The Caravelle became standard equipment for Air France's European operations, and can still be found in service in some of the further-flung former French colonies. She also set a standard for grace that bettered even the Comet - with its elegant engines blended into the wing - and has hardly been matched since.

* This week has seen great excitement over an aesthetically bland aircraft. From the outside, the Boeing 777-200ER is about as interesting as its number. It is a big metal tube with a couple of wings bolted on, beneath each of which a great lump of an engine has been slung. The furore over the new jet is simply its stamina. The latest 777 can stay aloft for longer than any other aircraft, bringing some of the world's most distant corners into non-stop range.

Speculation that Manchester is soon to be linked non-stop with Melbourne is, sadly, misplaced. You can deduce as much by considering the important and interesting places without air links from Britain. London, after all, is the world's leading aviation hub, yet relatively few cities outside Europe to which it is possible to fly non-stop are actually on the network.
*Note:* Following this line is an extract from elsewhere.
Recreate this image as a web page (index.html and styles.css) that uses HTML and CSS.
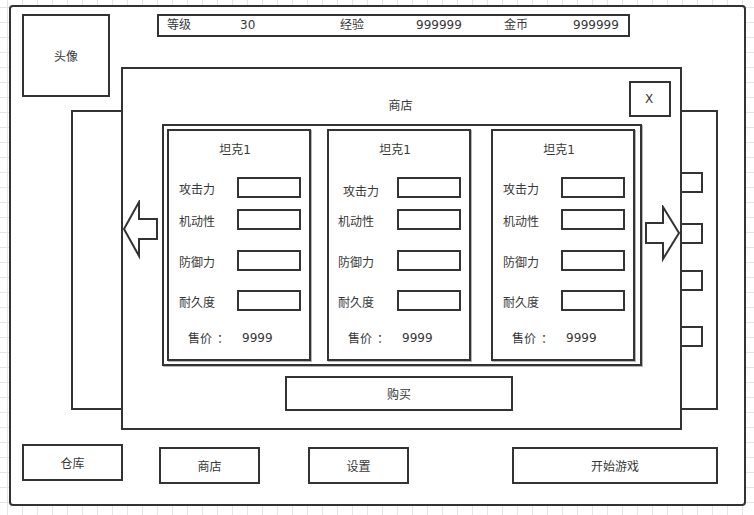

* British Airways no longer flies to Lima, even though tourism to Peru is rocketing, because the airline believes there is precious little potential for business-class traffic to the Peruvian capital. Indeed, so many air links from Britain to Latin America have been scrapped in the past decade that a huge gap has appeared between Mexico City and Rio de Janeiro. Does this represent a gap in the market?

Not for BA, BMI or Virgin Atlantic. They don't reckon there is enough money to be made. That is also the reason so few of the capital cities of Africa are linked by air with London.

Even on the usually lucrative transatlantic network, a couple of appealing cities are no longer connected with London. American Airlines soon dropped its flight from Gatwick to Nashville because so few premium passengers were using it.

The only way you can fly non-stop from the UK to New Orleans this year is to take the Bath Travel special charter from Bournemouth to the Big Easy in November; British Airways no longer has the desire to fly there.

BA also dropped Auckland and Christchurch from its schedule, as well as Adelaide, Brisbane and Darwin. New-generation aircraft have the ability to re-open some of these routes. Initially, though, the latest Boeing will most likely be used to fly between the world's biggest economy, the US, and the fastest-growing one: China.

For a while yet, you will just have to put up with returning that seat into the upright position, lowering arm-rests and feeling lousy and disorientated at airports you have no wish to visit at strange hours of the night. And then get back on a plane you don't much fancy.

* Boeing has made some handsome aircraft at its Seattle headquarter, including the globe-girdling Stratocruiser and the mould-breaking 747. These days, every new model represents another step towards the aircraft as a commodity, a machine where the cost of production - ie each seat-mile - is driven ever lower. From several perspectives, this is a good thing. The cost savings stem from greater efficiency, and the resultant cheaper fares should enfranchise many more people to travel.

At the other end of the spectrum is (or was) Concorde: ludicrously inefficient and élitist, not to mention deafening for anyone in the same county when she took off. Yet the supersonic jet was, like the Caravelle, exquisitely beautiful. Perhaps it helps to be born in south-west France.